### Recorded information

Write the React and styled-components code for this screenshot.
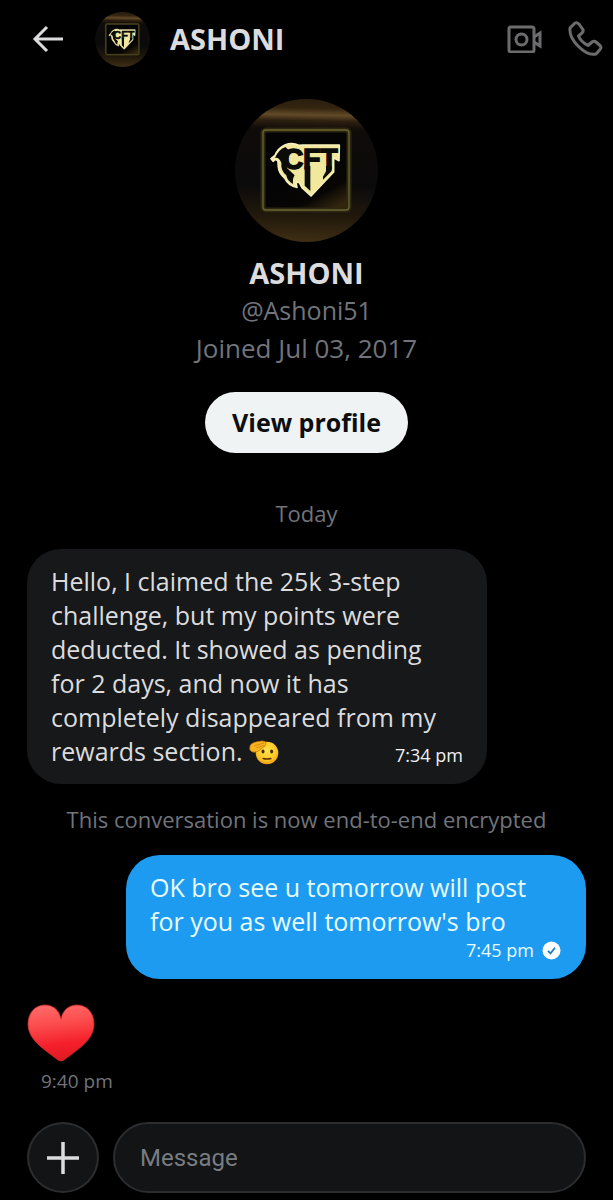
import React from "react";
import styled, { createGlobalStyle } from "styled-components";

const Global = createGlobalStyle`
  * { box-sizing: border-box; }
  body { margin: 0; background: #000; color: #dcdcde; font-family: "Open Sans", "Liberation Sans", sans-serif; }
  button, input { font: inherit; }
`;

const Page = styled.div`
  display: flex;
  flex-direction: column;
  min-height: 100vh;
  background: #000;
`;
const Header = styled.header`
  display: flex;
  align-items: center;
  height: 78px;
  padding: 0 10px 0 32px;
`;
const IconButton = styled.button`
  display: flex;
  padding: 0;
  border: 0;
  background: none;
  color: ${(p) => p.$color};
  margin-left: ${(p) => p.$gap || 0}px;
  cursor: pointer;
`;
const HeaderTitle = styled.h1`
  flex: 1;
  margin: 0 0 0 20px;
  font-size: 29px;
  line-height: 36px;
  font-weight: 700;
`;
const Avatar = styled.svg`
  display: block;
  flex: none;
  width: ${(p) => p.$size}px;
  height: ${(p) => p.$size}px;
  margin-left: ${(p) => p.$gap || 0}px;
  border-radius: 50%;
`;
const Emblem = styled.text`
  font-family: "Liberation Sans", sans-serif;
  font-size: 86px;
  font-weight: 700;
  fill: #0b0b07;
  stroke: #0b0b07;
  stroke-width: 4px;
`;
const Profile = styled.section`
  display: flex;
  flex-direction: column;
  align-items: center;
  padding-top: 21px;
`;
const Name = styled.h2`
  margin: 12px 0 0;
  font-size: 29px;
  line-height: 37px;
  font-weight: 700;
`;
const Detail = styled.p`
  margin: 0;
  font-size: ${(p) => p.$size}px;
  line-height: 38px;
  color: #71747a;
`;
const ProfileLink = styled.button`
  height: 61px;
  margin-top: 25px;
  padding: 0 27px 2px;
  border: 0;
  border-radius: 31px;
  background: #eff3f4;
  color: #0c0e10;
  font-size: 25px;
  font-weight: 700;
  cursor: pointer;
`;
const Notice = styled.p`
  margin: ${(p) => p.$top}px 0 21px;
  font-size: 22px;
  line-height: 30px;
  text-align: center;
  color: #71747a;
`;
const Thread = styled.main`
  display: flex;
  flex-direction: column;
  padding: 0 27px;
`;
const Bubble = styled.article`
  width: 460px;
  max-width: 100%;
  padding: 15px 24px 16px;
  border-radius: 34px;
  align-self: ${(p) => (p.$mine ? "flex-end" : "flex-start")};
  background: ${(p) => (p.$mine ? "#1d9bf0" : "#16181a")};
  color: ${(p) => (p.$mine ? "#e8fbff" : "#dcdcde")};
`;
const BubbleText = styled.p`
  margin: 0;
  padding-right: 8px;
  font-size: 25px;
  line-height: 34px;
`;
const Time = styled.time`
  font-size: ${(p) => p.$size || 18}px;
  line-height: 25px;
  color: ${(p) => p.$color};
`;
const LastLine = styled.div`
  display: flex;
  justify-content: space-between;
  align-items: flex-end;
  height: 34px;
`;
const Status = styled.div`
  display: flex;
  justify-content: flex-end;
  align-items: center;
  gap: 8px;
  padding-right: 1px;
`;
const Reaction = styled.article`
  display: flex;
  flex-direction: column;
  align-items: flex-start;
  margin-top: 25px;
`;
const ReactionTime = styled(Time)`
  margin: 7px 0 0 14px;
`;
const Composer = styled.form`
  display: flex;
  align-items: center;
  gap: 14px;
  margin-top: 28px;
  padding: 0 27px 7px;
`;
const AddButton = styled.button`
  display: flex;
  align-items: center;
  justify-content: center;
  flex: none;
  width: 72px;
  height: 71px;
  padding: 0;
  border: 2px solid #2b2d2f;
  border-radius: 50%;
  background: #121416;
  color: #dcdcde;
`;
const MessageInput = styled.input`
  flex: 1;
  min-width: 0;
  height: 71px;
  padding: 0 25px;
  border: 2px solid #2b2d2f;
  border-radius: 36px;
  background: #121416;
  color: #dcdcde;
  font-family: Roboto, sans-serif;
  font-size: 24px;
  outline: none;
  &::placeholder { color: #797c80; opacity: 1; }
`;
const InlineEmoji = styled.svg`
  width: 30px;
  height: 26px;
  vertical-align: -4px;
`;

function GroupAvatar({ size, gap, id }) {
  return (
    <Avatar $size={size} $gap={gap} viewBox="0 0 143 143" role="img" aria-label="ASHONI avatar">
      <defs>
        <linearGradient id={id + "bg"} x1="0.42" y1="0" x2="0.4" y2="1">
          <stop offset="0" stopColor="#2c1f10" />
          <stop offset="0.06" stopColor="#33240f" />
          <stop offset="0.11" stopColor="#624a28" />
          <stop offset="0.15" stopColor="#2e2010" />
          <stop offset="0.21" stopColor="#0f0b09" />
          <stop offset="0.6" stopColor="#0b0a0b" />
          <stop offset="0.8" stopColor="#1f170b" />
          <stop offset="1" stopColor="#3e2e14" />
        </linearGradient>
        <linearGradient id={id + "in"} x1="0.5" y1="0.5" x2="0.8" y2="1">
          <stop offset="0" stopColor="#040405" />
          <stop offset="0.6" stopColor="#080604" />
          <stop offset="1" stopColor="#33260f" />
        </linearGradient>
      </defs>
      <rect width="143" height="143" fill={`url(#${id}bg)`} />
      <rect x="28" y="31" width="86" height="80" rx="3" fill={`url(#${id}in)`} stroke="#2b2711" strokeWidth="5" />
      <rect x="28" y="31" width="86" height="80" rx="3" fill="none" stroke="#6b6430" strokeWidth="1.3" />
      <g transform="translate(31 37) scale(0.3333)">
        <path
          d="M15 68L27 58Q36 36 58 26Q80 18 98 28L112 27H220L219 74L203 65V108L135 180L108 155L100 140L93 137Q88 145 93 154Q66 149 56 126Q38 111 37 92L36 76Q28 66 22 76Z"
          fill="#f1e89e" stroke="#f7f0bb" strokeWidth="5" strokeLinejoin="round"
        />
        <path d="M27 66Q36 42 58 33L72 46Q56 66 63 96L86 118Q79 128 81 144Q64 136 61 118Q44 104 46 80Q38 62 27 66Z" fill="#0b0b07" />
        <path d="M116 90H133V165L116 149ZM180 90H197V105L171 131V122L180 106Z" fill="#0b0b07" />
        <Emblem x="50" y="99">C</Emblem>
        <Emblem x="111" y="98">F</Emblem>
        <Emblem x="163" y="98">T</Emblem>
      </g>
    </Avatar>
  );
}

function Salute() {
  return (
    <InlineEmoji viewBox="0 0 30 26" role="img" aria-label="saluting face">
      <defs>
        <radialGradient id="face" cx="0.5" cy="0.4" r="0.6">
          <stop offset="0" stopColor="#ffe14a" />
          <stop offset="0.7" stopColor="#fdc827" />
          <stop offset="1" stopColor="#f09a10" />
        </radialGradient>
      </defs>
      <circle cx="18" cy="14" r="11.3" fill="url(#face)" />
      <ellipse cx="14" cy="12.5" rx="1.5" ry="2.1" fill="#4a2a05" />
      <ellipse cx="22.6" cy="12.5" rx="1.5" ry="2.1" fill="#4a2a05" />
      <path d="M14 19.5Q18 20.5 22 19.5" fill="none" stroke="#5b3408" strokeWidth="1.3" strokeLinecap="round" />
      <path d="M1 8C1 5 4 4 7 3L13 2Q17 2 17 4L16 7L12 10Q8 14 4 13Q0 12 1 8Z" fill="#f8b51f" stroke="#c9780d" strokeWidth="0.8" />
      <path d="M5 7L15 4M7 9L15 6.5" stroke="#c9780d" strokeWidth="0.7" />
    </InlineEmoji>
  );
}

function Heart() {
  return (
    <svg width="68" height="58" viewBox="0 0 68 58" role="img" aria-label="red heart">
      <defs>
        <linearGradient id="heart" x1="0.4" y1="0" x2="0.55" y2="1">
          <stop offset="0" stopColor="#ff6a68" />
          <stop offset="0.35" stopColor="#fb4a4b" />
          <stop offset="0.7" stopColor="#f51f2b" />
          <stop offset="1" stopColor="#dd1a20" />
        </linearGradient>
      </defs>
      <path
        d="M34 15C32 5 25 1 18 1C8 1 1 9 1 20C1 36 17 45 31 56Q34 58 37 56C51 45 67 36 67 20C67 9 60 1 50 1C43 1 36 5 34 15Z"
        fill="url(#heart)" stroke="#c92a2b" strokeWidth="0.8"
      />
    </svg>
  );
}

export default function App() {
  return (
    <Page>
      <Global />
      <Header>
        <IconButton $color="#dcdcde" aria-label="Back">
          <svg width="32" height="28" viewBox="0 0 32 28" fill="none" stroke="currentColor" strokeWidth="3">
            <path d="M31 14H4M15 2L3 14L15 26" />
          </svg>
        </IconButton>
        <GroupAvatar size={55} gap={31} id="small" />
        <HeaderTitle>ASHONI</HeaderTitle>
        <IconButton $color="#6c6c6e" aria-label="Video call">
          <svg width="36" height="28" viewBox="0 0 36 28" fill="none" stroke="currentColor" strokeWidth="3">
            <rect x="3" y="2" width="25" height="25" rx="2" />
            <circle cx="15.5" cy="14.5" r="5.500" />
            <path d="M28 12L34 8V21L28 17" />
          </svg>
        </IconButton>
        <IconButton $color="#6c6c6e" $gap={25} aria-label="Voice call">
          <svg width="36" height="36" viewBox="0 0 36 36" fill="none" stroke="currentColor" strokeWidth="3" strokeLinejoin="round">
            <path d="M3 7L8 2Q10 1 12 3L15.500 8Q17 10 15 12L11.500 15Q14 21 21 24.500L25 21Q27 19.500 29 21L33 24.500Q35 26.500 33 28.500L29 33Q21 35 11 25Q2 16 3 7Z" />
          </svg>
        </IconButton>
      </Header>
      <Profile>
        <GroupAvatar size={143} id="large" />
        <Name>ASHONI</Name>
        <Detail $size={25}>@Ashoni51</Detail>
        <Detail $size={26}>Joined Jul 03, 2017</Detail>
        <ProfileLink type="button">View profile</ProfileLink>
      </Profile>
      <Thread>
        <Notice $top={45}>Today</Notice>
        <Bubble>
          <BubbleText>
            Hello, I claimed the 25k 3-step challenge, but my points were deducted. It showed as pending for 2 days, and
            now it has completely disappeared from my
          </BubbleText>
          <LastLine>
            <BubbleText as="span">
              rewards section. <Salute />
            </BubbleText>
            <Time $color="#f0f0f2">7:34 pm</Time>
          </LastLine>
        </Bubble>
        <Notice $top={20}>This conversation is now end-to-end encrypted</Notice>
        <Bubble $mine>
          <BubbleText>OK bro see u tomorrow will post for you as well tomorrow's bro</BubbleText>
          <Status>
            <Time $color="#e8fbff">7:45 pm</Time>
            <svg width="19" height="19" viewBox="0 0 19 19" role="img" aria-label="Sent">
              <circle cx="9.5" cy="9.5" r="9" fill="#fff" />
              <path d="M6 9.800L8.500 12.300L13 6.800" fill="none" stroke="#1d7fc4" strokeWidth="1.8" />
            </svg>
          </Status>
        </Bubble>
        <Reaction>
          <Heart />
          <ReactionTime $size={19} $color="#71747a">9:40 pm</ReactionTime>
        </Reaction>
      </Thread>
      <Composer onSubmit={(e) => e.preventDefault()}>
        <AddButton type="button" aria-label="Add attachment">
          <svg width="32" height="32" viewBox="0 0 32 32" stroke="currentColor" strokeWidth="3.5">
            <path d="M16 0V32M0 16H32" />
          </svg>
        </AddButton>
        <MessageInput type="text" aria-label="Message" placeholder="Message" />
      </Composer>
    </Page>
  );
}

### Task brief
Select, from the listing, all lines that include the word "components".

### Response to this task
Write the React and styled-components code for this screenshot.
import styled, { createGlobalStyle } from "styled-components";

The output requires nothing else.